Marijuana legislation that would protect banks that service legal cannabis businesses was reintroduced Thursday in the U.S. House of Representatives by a bipartisan group of more than 100 members.
The Secure and Fair Enforcement Banking Act, or SAFE Banking Act, seeks to ensure financial institutions can service legitimate marijuana businesses without risking punishment from federal regulators.
Most states have legalized marijuana to one degree or another, but some banks remain wary of working with stakeholders there because of the plant being considered a federally controlled substance.
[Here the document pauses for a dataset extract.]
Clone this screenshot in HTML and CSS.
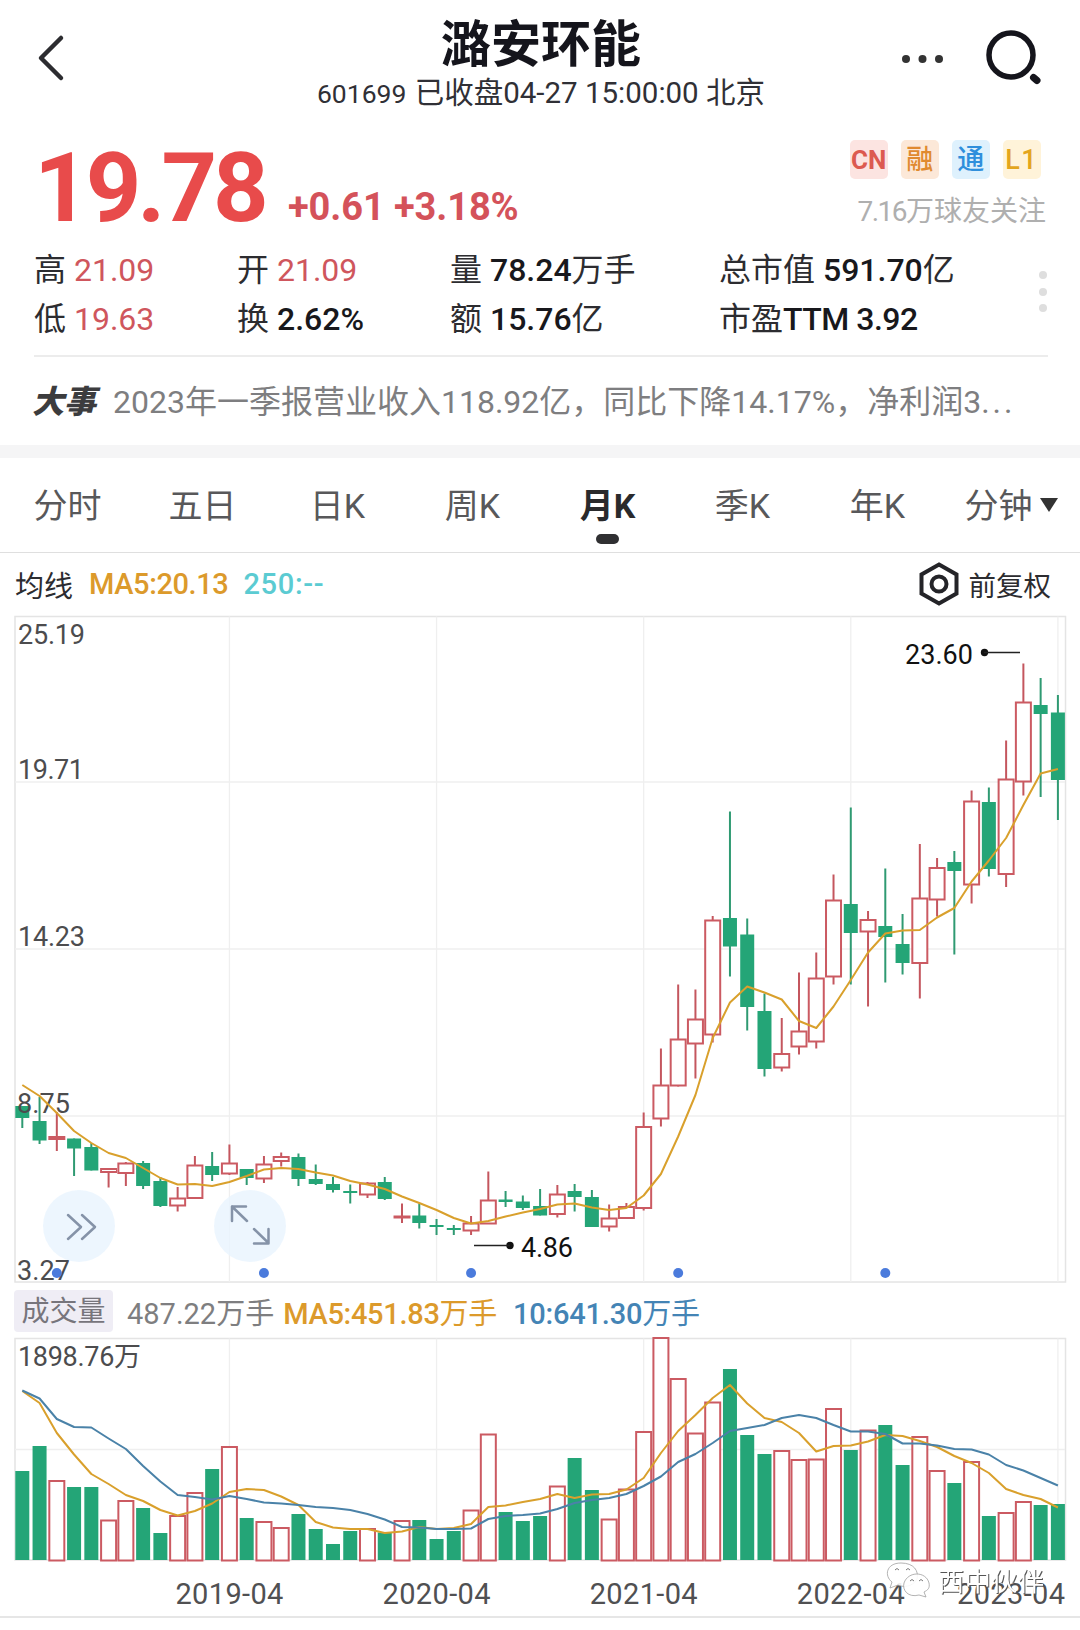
FILE: index.html
```html
<!DOCTYPE html>
<html lang="zh-CN">
<head>
    <meta charset="UTF-8">
    <meta name="viewport" content="width=device-width, initial-scale=1.0">
    <title>潞安环能 601699</title>
    <link rel="stylesheet" href="styles.css">
</head>
<body>

    <header class="topbar">
        <svg class="icon-back" width="30" height="48" viewBox="0 0 30 48"><path d="M26 4 L6 24 L26 44"/></svg>
        <div class="title">
            <h1>潞安环能</h1>
            <p><span class="code">601699</span> 已收盘04-27 15:00:00 北京</p>
        </div>
        <svg class="icon-more" width="44" height="10" viewBox="0 0 44 10"><circle cx="5" cy="5" r="4"/><circle cx="21.500" cy="5" r="4"/><circle cx="38" cy="5" r="4"/></svg>
        <svg class="icon-search" width="58" height="58" viewBox="0 0 58 58"><circle cx="27" cy="27" r="22"/><path d="M49.500 49.500 L53 52.500"/></svg>
    </header>

    <section class="quote">
        <div class="price">19.78</div>
        <div class="change">+0.61 +3.18%</div>
        <div class="side">
            <div class="tags">
                <span class="tag tag-cn">CN</span>
                <span class="tag tag-rong">融</span>
                <span class="tag tag-tong">通</span>
                <span class="tag tag-l1">L1</span>
            </div>
            <div class="followers"><span>7.16</span>万球友关注</div>
        </div>
    </section>

    <section class="stats">
        <div>高 <b class="up">21.09</b></div>
        <div>开 <b class="up">21.09</b></div>
        <div>量 <b>78.24</b><em>万手</em></div>
        <div>总市值 <b>591.70</b><em>亿</em></div>
        <div>低 <b class="up">19.63</b></div>
        <div>换 <b>2.62%</b></div>
        <div>额 <b>15.76</b><em>亿</em></div>
        <div>市盈<b class="ttm">TTM 3.92</b></div>
        <div class="dots"><i></i><i></i><i></i></div>
    </section>

    <section class="news">
        <strong>大事</strong>
        <span>2023年一季报营业收入118.92亿，同比下降14.17%，净利润3<i>...</i></span>
    </section>

    <nav class="tabs">
        <span>分时</span>
        <span>五日</span>
        <span>日K</span>
        <span>周K</span>
        <span class="active">月K</span>
        <span>季K</span>
        <span>年K</span>
        <span>分钟<i class="caret"></i></span>
    </nav>

    <div class="legend">
        <span class="name">均线</span>
        <span class="ma5">MA5:20.13</span>
        <span class="ma250">250:--</span>
        <span class="adjust">
            <svg width="42" height="44" viewBox="0 0 42 44"><path d="M21 2.500 L38.500 12.500 V31.500 L21 41.500 L3.500 31.500 V12.500 Z"/><circle cx="21" cy="22" r="7.500"/></svg>
            前复权
        </span>
    </div>

    <svg class="chart" id="priceChart" width="1080" height="670" viewBox="0 615 1080 670"></svg>

    <div class="vol-legend">
        <span class="badge">成交量</span>
        <span class="total">487.22万手</span>
        <span class="ma5">MA5:451.83<em>万手</em></span>
        <span class="ma10">10:641.30<em>万手</em></span>
    </div>

    <svg class="chart" id="volumeChart" width="1080" height="226" viewBox="0 1336 1080 226"></svg>

    <footer class="dates">
        <svg id="dateAxis" width="1080" height="54" viewBox="0 1562 1080 54"></svg>
    </footer>

    <script src="script.js"></script>
</body>
</html>
```
FILE: styles.css
```css
* {
    margin: 0;
    padding: 0;
    box-sizing: border-box;
}

body {
    width: 1080px;
    height: 1630px;
    overflow: hidden;
    background-color: #fff;
    color: #2c2c30;
    font-family: Roboto, "Noto Sans CJK SC", sans-serif;
}

svg {
    display: block;
    flex-shrink: 0;
}

em {
    font-style: normal;
    font-weight: 400;
}

/* header */
.topbar {
    display: flex;
    height: 116px;
    padding-left: 35px;
}

.icon-back {
    margin-top: 34px;
    fill: none;
    stroke: #2c2c30;
    stroke-width: 4.5;
    stroke-linecap: round;
    stroke-linejoin: round;
}

.title {
    width: 600px;
    margin-left: 176px;
    text-align: center;
    white-space: nowrap;
}

.title h1 {
    margin-top: 12px;
    font-size: 50px;
    line-height: 66px;
    font-weight: 700;
    color: #15151c;
}

.title p {
    margin-top: -2px;
    font-size: 29.5px;
    line-height: 34px;
    color: #303036;
}

.title .code {
    margin-right: 1px;
    font-size: 26.5px;
}

.icon-more {
    margin: 54px 0 0 60px;
    fill: #333;
}

.icon-search {
    margin: 28px 0 0 39px;
    fill: none;
    stroke: #15151c;
    stroke-width: 5.5;
    stroke-linecap: round;
}

.icon-search path {
    stroke-width: 7;
}

/* last price */
.quote {
    display: flex;
    height: 130px;
    padding-left: 34px;
    color: #e84b4b;
    font-weight: 700;
    white-space: nowrap;
}

.price {
    width: 254px;
    margin-top: 24px;
    font-size: 97px;
    line-height: 96px;
    letter-spacing: -4px;
}

.change {
    margin-top: 69px;
    font-size: 38px;
    line-height: 44px;
    color: #d4525a;
    letter-spacing: -0.1px;
}

.side {
    margin-left: auto;
    padding: 24px 34px 0 0;
}

.tags {
    display: flex;
    justify-content: flex-end;
    gap: 12.5px;
    padding-right: 5px;
}

.tag {
    width: 38.5px;
    height: 39px;
    border-radius: 5px;
    font-size: 27px;
    line-height: 40px;
    font-weight: 500;
    text-align: center;
}

.tag-cn {
    background-color: #fce4e1;
    color: #dc5a50;
    font-size: 26px;
    font-weight: 700;
}

.tag-rong {
    background-color: #fce8d8;
    color: #e08a30;
}

.tag-tong {
    background-color: #def1fd;
    color: #2f8fdc;
}

.tag-l1 {
    background-color: #fff3d9;
    color: #e3a51d;
    letter-spacing: 1.5px;
}

.followers {
    margin-top: 15px;
    font-size: 28px;
    line-height: 36px;
    font-weight: 400;
    color: #afafaf;
    text-align: right;
}

.followers span {
    letter-spacing: -1.5px;
}

/* stats */
.stats {
    position: relative;
    display: grid;
    grid-template-columns: 203px 213px 269px 1fr;
    grid-auto-rows: 49px;
    height: 111px;
    margin: 0 32px 0 34px;
    border-bottom: 2px solid #ececec;
    font-size: 32px;
    line-height: 48px;
    white-space: nowrap;
}

.stats b {
    color: #18181c;
    font-weight: 500;
}

.stats .up {
    color: #cf565d;
    font-weight: 400;
}

.stats .ttm {
    letter-spacing: -0.5px;
}

.dots {
    position: absolute;
    right: 1px;
    top: 25px;
}

.dots i {
    display: block;
    width: 8px;
    height: 8px;
    margin-bottom: 8.5px;
    border-radius: 50%;
    background-color: #dedede;
}

/* news line */
.news {
    display: flex;
    align-items: center;
    height: 88px;
    padding: 0 0 4px 32px;
    font-size: 32px;
    color: #7e7e80;
    white-space: nowrap;
}

.news strong {
    margin-right: 17px;
    font-weight: 900;
    font-style: italic;
    color: #3c3c3e;
}

.news i {
    font-style: normal;
    letter-spacing: 3px;
}

/* period tabs */
.tabs {
    display: grid;
    grid-template-columns: repeat(8, 135px);
    height: 108px;
    border-top: 13px solid #f5f5f6;
    border-bottom: 1px solid #dfdfdf;
    font-size: 34px;
    line-height: 97px;
    color: #58585a;
    text-align: center;
    white-space: nowrap;
}

.tabs .active {
    position: relative;
    color: #2a2a2c;
    font-weight: 700;
}

.tabs .active::after {
    content: "";
    position: absolute;
    left: 56px;
    top: 76px;
    width: 23px;
    height: 10px;
    border-radius: 5px;
    background-color: #303032;
}

.tabs span:last-child {
    margin-left: -3px;
}

.caret {
    display: inline-block;
    margin: 0 0 6px 7px;
    border: 9px solid transparent;
    border-top: 14px solid #333;
    border-bottom: 0;
}

/* chart legends */
.legend {
    display: flex;
    align-items: center;
    height: 62px;
    padding: 0 29px 0 15px;
    font-size: 29px;
    white-space: nowrap;
}

.ma5 {
    color: #dc9a2b;
    font-weight: 500;
}

.legend .ma5 {
    margin: 0 15px 0 16px;
    letter-spacing: -0.4px;
}

.ma250 {
    color: #5bcbd2;
    font-weight: 500;
    letter-spacing: 0.7px;
}

.adjust {
    display: flex;
    align-items: center;
    gap: 9px;
    margin-left: auto;
    font-size: 27.5px;
}

.adjust svg {
    fill: none;
    stroke: #242428;
    stroke-width: 4;
}

.vol-legend {
    display: flex;
    align-items: center;
    height: 51px;
    padding: 1px 14px 0;
    font-size: 29px;
    white-space: nowrap;
}

.badge {
    width: 99px;
    height: 42px;
    margin-right: 14px;
    border-radius: 4px;
    background-color: #efedf5;
    font-size: 28px;
    line-height: 43px;
    text-align: center;
    color: #77757c;
}

.total {
    margin-right: 9px;
    color: #7e7e80;
}

.vol-legend .ma5 {
    letter-spacing: -0.3px;
}

.ma10 {
    margin-left: 16px;
    color: #4484b5;
    font-weight: 500;
    letter-spacing: -0.2px;
}

.dates {
    border-bottom: 2px solid #e6e6e6;
}

/* chart parts */
.grid {
    fill: none;
    stroke: #efefef;
    stroke-width: 1.3;
}

.frame {
    fill: none;
    stroke: #e4e4e4;
    stroke-width: 1.5;
}

.rise {
    fill: #fff;
    stroke: #cb5a62;
    stroke-width: 2;
}

.fall {
    fill: #24a577;
    stroke: none;
}

.wick-rise {
    stroke: #c4565e;
    stroke-width: 2;
}

.wick-fall {
    stroke: #2f9a72;
    stroke-width: 2;
}

.line5,
.line10 {
    fill: none;
    stroke: #d9a02c;
    stroke-width: 2;
    stroke-linejoin: round;
}

.line10 {
    stroke: #4a82a8;
}

.axis {
    font-size: 27px;
    fill: #4c4c4e;
}

.date {
    font-size: 29px;
    fill: #505052;
}

.mark {
    font-size: 27px;
    fill: #111;
}

.mark-line {
    stroke: #222;
    stroke-width: 1.5;
}

.mark-dot {
    fill: #111;
}

.event {
    fill: #4b7bdc;
}

.round {
    fill: #e8f4fe;
    fill-opacity: 0.8;
}

.round-icon {
    fill: none;
    stroke: #8593a8;
    stroke-width: 2.5;
    stroke-linecap: round;
    stroke-linejoin: round;
}

.wm-icon {
    fill: #fff;
    fill-opacity: 0.9;
    stroke: #a0a0a0;
    stroke-width: 0.8;
}

.wm-eye {
    fill: none;
    stroke: #777;
}

.wm-text {
    font-size: 26px;
    fill: #fff;
    filter: drop-shadow(1.2px 1.2px 0 #555);
}
```
FILE: script.js
```js
// one row per month: direction, high, body top, body bottom, low, volume top
var months = [
    ['g', 1106, 1106, 1118, 1128, 1471],
    ['g', 1097, 1121, 1140.5, 1144, 1446],
    ['r', 1112, 1137, 1139, 1151, 1481],
    ['g', 1138.5, 1138.5, 1148.5, 1176, 1487],
    ['g', 1143, 1147, 1170.5, 1170.5, 1487],
    ['r', 1169, 1169, 1172, 1187.5, 1520.5],
    ['r', 1162, 1163.5, 1173, 1186, 1501],
    ['g', 1161, 1163, 1186, 1189, 1508],
    ['g', 1177, 1181, 1206, 1207, 1533],
    ['r', 1187, 1198.5, 1205.5, 1211.5, 1516],
    ['r', 1156, 1165.5, 1198, 1198, 1493],
    ['g', 1152, 1166, 1175, 1181, 1469],
    ['r', 1144.5, 1163.5, 1173.5, 1175, 1447],
    ['g', 1169, 1169, 1178, 1185, 1518],
    ['r', 1156, 1164.5, 1178.5, 1183, 1522],
    ['r', 1152.5, 1157, 1161, 1166.5, 1528],
    ['g', 1153.5, 1157, 1179, 1186, 1514],
    ['g', 1164.5, 1179, 1184, 1185, 1529],
    ['g', 1177, 1184, 1190, 1192.5, 1544],
    ['g', 1184.5, 1191, 1193, 1203.5, 1531],
    ['r', 1182, 1183.5, 1194.5, 1198, 1529],
    ['g', 1177, 1182, 1199, 1200, 1532.5],
    ['r', 1203.5, 1216.5, 1217.5, 1223, 1521],
    ['g', 1203.5, 1215.5, 1223, 1228.5, 1520],
    ['g', 1219, 1225, 1227, 1235, 1539],
    ['g', 1225, 1228, 1230, 1235, 1531],
    ['r', 1216, 1223.5, 1230.5, 1235, 1510.5],
    ['r', 1171.5, 1200.5, 1223.5, 1224, 1434.5],
    ['g', 1191, 1199.5, 1202, 1207, 1512],
    ['g', 1195.5, 1201.5, 1208, 1210, 1521],
    ['g', 1189, 1206, 1215.5, 1215.5, 1516],
    ['r', 1185, 1194.5, 1214, 1217.5, 1486.5],
    ['g', 1184, 1191, 1197, 1211.5, 1458],
    ['g', 1190, 1197, 1227, 1227, 1490],
    ['r', 1204.5, 1218.5, 1226.5, 1231.5, 1519.5],
    ['r', 1203, 1207, 1218, 1218, 1489.5],
    ['r', 1112.5, 1127, 1208, 1210.5, 1432],
    ['r', 1048.5, 1085.5, 1118.5, 1126.5, 1338],
    ['r', 984.5, 1039.5, 1085.5, 1086.5, 1379],
    ['r', 989.5, 1019.5, 1043.5, 1078.5, 1433.5],
    ['r', 916, 920.5, 1034.5, 1042.5, 1402.5],
    ['g', 811.5, 918, 946.5, 976.5, 1369],
    ['g', 918.5, 934.5, 1007, 1030.5, 1435],
    ['g', 993.5, 1011, 1069, 1076.5, 1454],
    ['r', 1018, 1054, 1067.5, 1071.5, 1451],
    ['r', 972.5, 1031.5, 1046.5, 1054.5, 1460],
    ['r', 952.5, 978.5, 1041.5, 1048.5, 1459.5],
    ['r', 874.5, 900.5, 976.5, 984.5, 1409],
    ['g', 807.5, 904, 933, 984.5, 1450],
    ['r', 911, 920, 931.5, 1006.5, 1430.5],
    ['g', 868.5, 926, 937, 982.5, 1425],
    ['g', 914, 944, 963, 974.5, 1465],
    ['r', 844, 898.5, 963, 998.5, 1437],
    ['r', 858, 868, 899.5, 916.5, 1471],
    ['g', 851, 862, 871, 954.5, 1483],
    ['r', 790.5, 801.5, 884.5, 903.5, 1462],
    ['g', 787.5, 802, 869, 876.5, 1516],
    ['r', 740.5, 779.5, 874, 887, 1513],
    ['r', 663.5, 702.5, 781.5, 795.5, 1502],
    ['g', 678, 705, 714, 797, 1505],
    ['g', 695, 712.5, 780, 820, 1504]
];

var priceMa5 = [1085, 1096, 1113, 1131, 1143, 1153, 1158, 1168, 1178, 1184.5, 1184, 1186, 1182, 1176, 1169.5, 1168, 1169, 1172.5, 1175.5, 1181, 1184.5, 1189, 1196.5, 1203, 1210, 1218, 1223.5, 1221, 1216.5, 1212.5, 1209, 1204.5, 1203.5, 1207.5, 1210, 1208, 1195.5, 1174, 1136.5, 1095, 1038, 1002.5, 986.5, 992.5, 999.5, 1021, 1028, 1006.5, 980, 952.5, 933.5, 930.5, 930, 917.5, 908, 881.5, 860.5, 838, 805, 773.5, 769];
var volMa5 = [1391, 1403, 1433, 1454.5, 1474, 1484, 1495, 1501, 1510, 1515.5, 1511, 1503.5, 1492, 1489, 1490, 1496.5, 1505, 1522, 1527.5, 1529, 1529, 1533, 1531.5, 1527, 1529, 1528, 1524, 1507, 1505.5, 1502, 1499, 1494, 1498, 1494.5, 1494, 1489.5, 1478, 1453, 1431, 1415, 1398, 1385, 1403.5, 1418, 1422, 1433, 1451.5, 1446, 1445.5, 1441.5, 1435, 1436, 1441, 1447, 1456, 1463, 1473, 1489, 1495, 1499, 1507.5];
var volMa10 = [1390.5, 1398.5, 1419, 1427, 1427.5, 1438.5, 1449, 1466, 1481.5, 1495, 1497, 1499.5, 1496, 1499, 1502.5, 1503.5, 1505, 1507, 1508, 1510, 1514, 1519.5, 1527, 1527.5, 1529, 1529, 1528.5, 1519, 1516, 1515, 1513.5, 1509, 1503, 1500, 1498, 1494, 1486, 1476.5, 1462, 1454, 1443, 1431, 1428, 1425, 1418, 1415, 1418, 1425, 1431.5, 1431.5, 1434, 1443.5, 1443.5, 1445.5, 1449, 1449.5, 1454.5, 1465, 1470.5, 1478, 1485.5];

function px(i) {
    return 22.3 + i * 17.26;
}

function rect(cls, x, y, w, h) {
    return `<rect class="${cls}" x="${x}" y="${y}" width="${w}" height="${h}"/>`;
}

function line(cls, x1, y1, x2, y2) {
    return `<line class="${cls}" x1="${x1}" y1="${y1}" x2="${x2}" y2="${y2}"/>`;
}

function dot(cls, x, y, r) {
    return `<circle class="${cls}" cx="${x}" cy="${y}" r="${r}"/>`;
}

function text(cls, x, y, w, str) {
    return `<text class="${cls}" x="${x}" y="${y}" textLength="${w}">${str}</text>`;
}

function curve(cls, values) {
    return `<polyline class="${cls}" points="${values.map((y, i) => px(i) + ',' + y).join(' ')}"/>`;
}

function bar(dir, i, top, bottom) {
    if (dir === 'g') {
        return rect('fall', px(i) - 7, top, 14, bottom - top);
    }
    return rect('rise', px(i) - 7.5, top, 15, bottom - top);
}

function gridLines(top, bottom, rows) {
    var out = rect('frame', 15, top, 1050.5, bottom - top);
    for (var i = 12; i <= 60; i += 12) {
        out += line('grid', px(i), top, px(i), bottom);
    }
    rows.forEach(y => out += line('grid', 15, y, 1065, y));
    return out;
}

// price chart
var price = gridLines(616.5, 1282, [782, 949, 1116]);
price += dot('round', 79, 1226, 36) + dot('round', 250, 1226, 36);
months.forEach((m, i) => {
    price += line(m[0] === 'g' ? 'wick-fall' : 'wick-rise', px(i), m[1], px(i), m[4]);
    price += bar(m[0], i, m[2], m[3]);
});
price += text('axis', 18, 643.5, 67, '25.19');
price += text('axis', 18, 778.5, 66, '19.71');
price += text('axis', 18, 945.5, 67, '14.23');
price += text('axis', 17, 1112.5, 53, '8.75');
price += text('axis', 17, 1279.5, 53, '3.27');
price += curve('line5', priceMa5);
for (var i = 2; i < 60; i += 12) {
    price += dot('event', px(i), 1273, 5);
}
price += text('mark', 905, 663.5, 68, '23.60') + dot('mark-dot', 984.5, 652.5, 3.7) + line('mark-line', 984, 652.5, 1020, 652.5);
price += text('mark', 521, 1257, 52, '4.86') + dot('mark-dot', 510, 1245.5, 3.7) + line('mark-line', 474, 1245.5, 510, 1245.5);
price += '<path class="round-icon" d="M68 1215 L81 1227 L68 1239 M82 1215 L95 1227 L82 1239"/>';
price += '<path class="round-icon" d="M246 1206.500 H232 V1221 M232 1206.500 L247 1221 M254 1229 L268.500 1243 M268.500 1229 V1243.500 H254"/>';
document.getElementById('priceChart').innerHTML = price;

// volume chart
var volume = gridLines(1338.5, 1560, [1449.5]);
months.forEach((m, i) => volume += bar(m[0], i, m[5], m[0] === 'g' ? 1560 : 1560.5));
volume += curve('line5', volMa5) + curve('line10', volMa10);
volume += text('axis', 18, 1366, 123, '1898.76万');
document.getElementById('volumeChart').innerHTML = volume;

// dates and watermark
var axis = '';
['2019-04', '2020-04', '2021-04', '2022-04'].forEach((d, n) => {
    axis += text('date', px(12 + n * 12) - 54, 1603.5, 108, d);
});
axis += text('date', 957, 1603.5, 108, '2023-04');
axis += '<path class="wm-icon" d="M890 1588 L892 1582 C884 1576 886 1563 901 1563 C914 1563 919 1571 917 1579 C912 1588 902 1587 898 1585 Z"/>';
axis += '<path class="wm-icon" d="M926 1597 L919 1595 C908 1598 902 1590 904 1583 C908 1571 926 1571 929 1583 C930 1588 928 1590 924 1592 Z"/>';
axis += '<path class="wm-eye" d="M895 1570 q2 -3 4 0 M906 1570 q2 -3 4 0 M910 1581 q2 -3 4 0 M919 1581 q2 -3 4 0"/>';
axis += text('wm-text', 938, 1591, 106, '西中伙伴');
document.getElementById('dateAxis').innerHTML = axis;
```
Should the SAFE Banking Act be signed into law, federal regulars would be prohibited from penalizing or otherwise discouraging a financial institution from working with legitimate cannabis businesses.
Rep. Ed Perlmutter, a Colorado Democrat behind the bill, said restricting marijuana businesses from accessing banking services has created a “serious public safety risk” in his state and others.
“Thousands of employees and businesses across this country have been forced to deal in piles of cash for far too long, and it is the responsibility of Congress to step up and take action to align federal and state laws for the safety of our constituents and communities,” Mr. Perlmutter said in a statement.
Among the 107 representatives listed as co-sponsors of the SAFE Banking Act are more than a dozen Republicans, including Reps. Matt Gaetz of Florida, Steve Stivers of Ohio and Andy Barr of Kentucky.
Members of the Democratic-controlled House previously voted to pass the SAFE Banking Act during the last Congress, but Republicans leading the U.S. Senate failed to move the bill forward at the time.
Since January, Democrats have controlled both sides of Congress and the White House.
Rep. Earl Blumenauer, Oregon Democrat and the founder and co-chair of the Congressional Cannabis Caucus, said the SAFE Banking Act is expected to be reintroduced in the Senate in the coming days.
“Addressing the irrational, unfair and unsafe denial of banking services to legal cannabis businesses is not just an economic issue, but an urgent public safety issue that will save lives and livelihoods,” Mr. Blumenauer said. “It is a critical element of cannabis reform that can’t wait.”